When this form was filled out, it is possible that defendant's principal motivation was to avoid the risk of repatriation to Soviet-controlled territory; and it is entirely possible that he informed the interviewer of the true situation, as he testified. It is unnecessary to resolve this issue, however, since the statements in the CM/1 form were not made to an official administering the DPA, nor were they made for the purpose of gaining admission to the United States.
In applying for a visa and submitting the fragebogen, however, the defendant plainly was making representations for the purpose of gaining entry to the United States. It is probably true that the background information in the fragebogen was largely the result of merely copying the information set forth in the CM/1 form, but the defendant cannot avoid responsibility for the inaccuracies and omissions in that submission.
It is not at all clear that, in 1949, membership in or employment by the schutzmannschaft at Lubomyl would have precluded the issuance of a visa. Until the 1950 amendment to the DPA, IRO certification of eligibility was being accepted as virtually conclusive. It is significant that the Government is able to cite several instances of rejection of applicants for their association with the Ukrainian militia, but all of these instances occurred after the 1950 amendment of the statute. On the other hand, the testimony of Mr. Thomas makes it clear that, even in 1949, disclosure of membership in the Ukrainian militia would at least have prompted further inquiry. And it seems quite probable that consular officials would not knowingly have issued a visa to a person who actively assisted the Nazis in persecuting civilians, regardless of the extent of his direct personal involvement in atrocities.
The statute requires revocation of citizenship if it was either illegally procured, or procured by willful concealment or misrepresentation of material facts. 8 U.S.C. § 1451(a). In Chaunt v. U.S., 364 U.S. 350, 5 L. Ed. 2d 120, 81 S. Ct. 147 (1960), was established that, in this context, "material facts" are those facts which, if disclosed, "(1) . . . would have warranted denial of citizenship or (2) . . . might have been useful in an investigation possibly leading to the discovery of other facts warranting denial of citizenship." 364 U.S., at p. 355.
In my view, the record does not justify a conclusion that, in his application for citizenship, the defendant knowingly provided false information. And, unless he had personally committed serious atrocities (a fact not proven, as discussed above), it is doubtful that his failures to disclose amounted, at that point, to "willful concealment".
In Fedorenko v.

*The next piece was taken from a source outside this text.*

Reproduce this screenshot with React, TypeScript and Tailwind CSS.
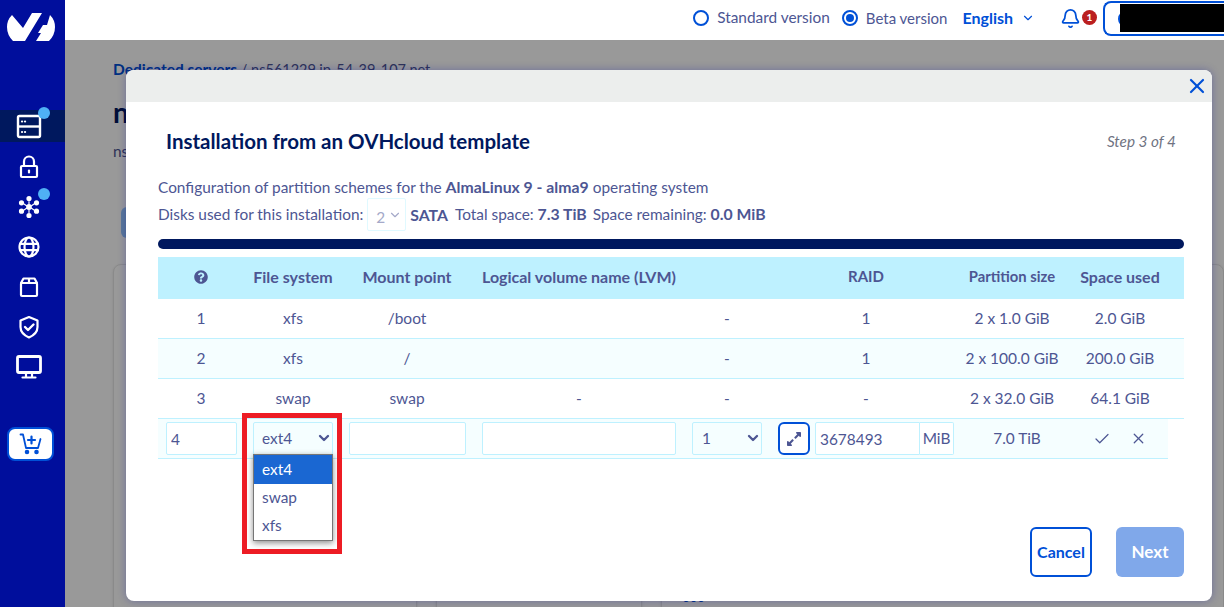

U.S., supra, the Supreme Court left open the question of the applicability of the Chaunt text to antecedent visa applications. The Court found it unnecessary to address that issue because of its conclusion that Fedorenko's visa had been illegally procured, thus rendering his entry to the United States illegal, and the grant of citizenship similarly flawed as a result. While Fedorenko was a much clearer case than is Kowalczuk's (service as a concentration camp guard is more obviously persecution than is service on a local police force), that decision controls disposition of the present case. The same ultimate conclusion inevitably follows.
1. The defendant Serhij Kowalczuk was not a genuine refugee "of concern" to the IRO, and therefore was not entitled to the benefits of the Displaced Persons Act, because:
a. He assisted the Nazis in persecuting civilian populations, through his role as a member of the Lubomyl schutzmannschaft.
b. The Lubomyl schutzmannschaft, of which the defendant was voluntarily a member, voluntarily assisted the enemy forces in their operations against the United Nations.
2. Defendant Serhij Kowalczuk illegally obtained his visa, because he made a willful misrepresentation for the purpose of gaining admission into the United States as an eligible displaced person, within the meaning of § 10 of the DPA.
3. Because his entry into the United States for permanent residence was illegal, the defendant Serhij Kowalczuk illegally obtained his naturalization certificate.
4. The petition of the Government must be granted.
AND NOW, this 1st day of July, 1983, it is ORDERED:
1. The Government's Amended Petition for revocation of citizenship of the defendant Serhij Kowalczuk is GRANTED.
2. The Order of this Court, entered November 30, 1960, admitting Serhij (Serge) Kowalczuk, to United States citizenship, is REVOKED AND SET ASIDE.
3. Certificate of Naturalization No. 8250996 issued to the defendant is CANCELLED.
4. The defendant is ordered forthwith to surrender said Certificate of Naturalization to the United States Attorney of this District.